ECLI:NL:RBDHA:2024:12236
Rechtbank Den Haag
- Eerste aanleg - enkelvoudig
- Rechtspraak.nl
Vervolgberoep bewaring en zicht op uitzetting Algerije
In deze zaak heeft de Rechtbank Den Haag op 2 augustus 2024 uitspraak gedaan in een vervolgberoep tegen de maatregel van bewaring van een Algerijnse eiser. De maatregel van bewaring was eerder opgelegd op 18 april 2024 en de eiser heeft hiertegen beroep ingesteld, waarbij hij ook schadevergoeding heeft verzocht. De rechtbank heeft bepaald dat een zitting niet nodig was en het onderzoek op 1 augustus 2024 is gesloten. De eiser, geboren op [geboortedag] 2005, stelt dat er geen zicht is op uitzetting naar Algerije, omdat er nog geen reactie is ontvangen op zijn aanvraag voor een laissez-passer (lp) die op 23 april 2024 is ingediend. De rechtbank heeft echter geoordeeld dat er nog steeds zicht op uitzetting is, ondanks het ontbreken van een positieve reactie van de Algerijnse autoriteiten. De rechtbank heeft eerder, in een uitspraak van 10 juni 2024, vastgesteld dat de maatregel van bewaring rechtmatig was tot dat moment.
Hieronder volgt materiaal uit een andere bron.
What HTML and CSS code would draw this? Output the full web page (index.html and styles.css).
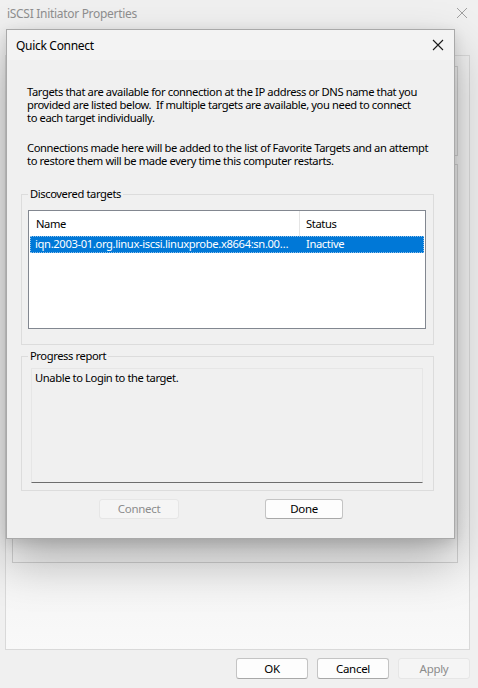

De rechtbank concludeert dat de eiser niet actief meewerkt aan zijn uitzetting en dat er geen concrete aanwijzingen zijn dat het lp-traject niet zal slagen. Het beroep van de eiser is ongegrond verklaard en het verzoek om schadevergoeding is afgewezen. Tevens is er geen aanleiding voor een proceskostenveroordeling.